I met my son for the first time two years ago today.
I'm not going to share the details of the how and where of that moment, but I will share this...
It was dark when I peaked in the back driver's side window of a social worker's car and the words that came out of my mouth still come out daily.
"Oh my goodness. His cheeks!"
...and they have only gotten better and better.
It was a uniquely perfect day. The day we met the baby who would become our son.
I remember it like it was yesterday. The drive to pick him up, my phone call to my aunt on the way, the way I felt when I saw him, peeking back at him the whole drive home, introducing him to Mercy, the way she instantly fell in love with him, what we had for dinner with our good friend who stayed with Mercy, giving him his first bottle, and the snuggling that first night...
But one specific memory stands out when I think back... Grabbing him out of his carseat, kissing those amazing cheeks for the very first time, pressing his eight pound eight ounce frame tight against me... and that moment when my life fell together at the very same time that somebody else's fell apart.
Right in that second, our need for abundant HOPE became more clear than ever before. He needed hope, we needed hope, and his mama needed hope more than anything... because it was nine days before Christmas and she just lost her newborn son, and that had to feel pretty hopeless.
This year especially, as we approach our first Christmas with Jaiden as our son, having seen our hopes for our life with him come alive, I think I'm understanding the gift of hope in a new light.
The hope we have for Jaiden's life... It's not just there, something we pray about and experience peace through.... Our hope is thrilling. And it is every synonym of thrilling... Breathtaking. Exhilarating. Electrifying. Inspiring. Mind boggling. (merrian-webster.com) It's exciting, it lights up our hearts and fills us with joy. He has given us hope and made us understand it in a brand new light. In His light.
Because many years ago on a starry night in Bethlehem, He brought a newborn baby boy into the world. His boy, His only son, and that baby boy gave this weary world hope.
"Blessed be the God and Father of our Lord Jesus Christ, who has blessed us in Christ with every spiritual blessing in the heavenly places, even as he chose us in him before the foundation of the world, that we should be holy and blameless before him. In love he predestined us for adoption to himself as sons through Jesus Christ, according to the purpose of his will, to the praise of his glorious grace, with which he has blessed us in the Beloved. In him we have redemption through his blood, the forgiveness of our trespasses, according to the riches of his grace, which he lavished upon us, in all wisdom and insight making known to us the mystery of his will, according to his purpose, which he set forth in Christ as a plan for the fullness of time, to unite all things in him, things in heaven and things on earth." (Ephesians 1:3-10, emphasis added)
When I read Paul's words about our adoption through Christ, I hear him defining the thrill of hope. And in a year and month and day that so many feel weary, down, depressed and hopeless, how we need the thrilling hope that He gives us! Hope for every spiritual blessing.

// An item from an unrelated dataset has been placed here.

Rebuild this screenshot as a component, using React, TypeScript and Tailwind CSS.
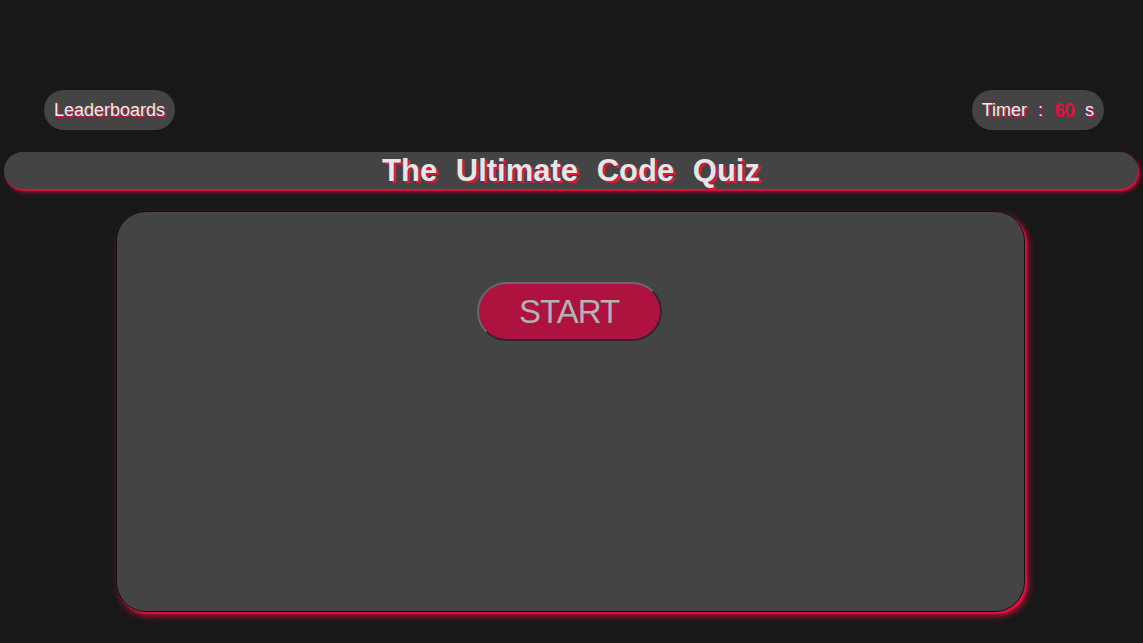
import React from "react";

export default function App() {
  const font = { fontFamily: '"Liberation Sans", Arial, sans-serif' };
  return (
    <div className="min-h-[643px] w-full bg-[#181818] pt-[90px]" style={font}>
      <div className="flex items-center justify-between pl-[44px] pr-[39px]">
        <div className="flex h-[40px] items-center rounded-full bg-[#444444] px-[10px] text-[18px] text-[#efefef] [text-shadow:1px_1px_0_#dc143c]">
          Leaderboards
        </div>
        <div className="flex h-[40px] items-center rounded-full bg-[#444444] px-[10px] text-[18px] text-[#efefef] [word-spacing:6px] [text-shadow:1px_1px_0_#dc143c]">
          <span>
            Timer : <span className="text-[#e0103c]">60</span> s
          </span>
        </div>
      </div>
      <div className="mt-[22px] ml-[4px] mr-[5px] flex h-[37px] items-center justify-center rounded-full bg-[#444444] shadow-[1px_2px_1px_#d8103c,2px_3px_4px_#b0102f]">
        <h1 className="text-[31px] font-bold leading-none text-[#e6e6e6] [word-spacing:10px] [text-shadow:2px_2px_0_#dc143c]">
          The Ultimate Code Quiz
        </h1>
      </div>
      <div className="mt-[22px] flex justify-center pr-[2px]">
        <div className="flex h-[401px] w-[909px] flex-col items-center rounded-[30px] border border-[#111] bg-[#444444] pt-[70px] shadow-[2px_2px_1px_#e0103c,3px_4px_7px_#c0103a]">
          <button className="-ml-[3px] flex h-[59px] w-[185px] items-center justify-center rounded-full border-2 border-[#6a6a6a] border-r-[#2a2a2a] border-b-[#2a2a2a] bg-[#ae123f] text-[33px] tracking-[-1px] text-[#b3b3b3]">
            START
          </button>
        </div>
      </div>
    </div>
  );
}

Hope that He chose us before the creation of the world. Hope that because of His Son Jesus, we will stand before Him one day, holy and blameless. Hope that we were predestined to become His children, adopted out of our sin, out of this weary world and into His glorious grace. Hope for the redemption found in the blood of His son, who He gave up, forgiving our sins and lavishing His grace upon us. This was His will, His perfect purpose for us, to unite His children to Himself for all of eternity, and friends... how thrilling is that??
Today I am praying the thrill of hope for my son's first mommy, even on this day that brings devastating memories and loads of guilt and regret. That she would look to Christ for the hope of redemption and that when she does she would experience His grace flowing over her, her soul feeling it's worth and knowing her position before Him. Holy. Blameless. Guiltless.
Today I am praying the thrill of hope for my son. That as he grows he will become acutely aware of his need for the riches of God's grace. That it would be God's will to adopt him into His eternal family, lavishing His grace upon him and making him an heir of the King.
Today I am praising God for showing us the thrill of hope through this child He brought to us two years ago. That he gave us an earthly experience of adoption so that we would understand on a deeper level how great our adoption into His family is. Completely undeserved, granted by the blood of His only son, and sealed for eternity. Redeemed, forgiven, adopted. And I'm praying that when we're weary we would remember this thrill, that our hope would become alive again, that Jesus would continually remind us of the eternity of hope that He provided for us on the cross.
Would you pray with us today and in the days leading up to the celebration of the thrill of the hope the Jesus? Would you pray for renewal in our hearts and yours? Would you pray that the thrill of hope would be found and clung to in the hearts of the children and families affected by foster care this Christmas?
Merry Christmas, friends!
Thank you for all you do for us and how you have loved our family so well!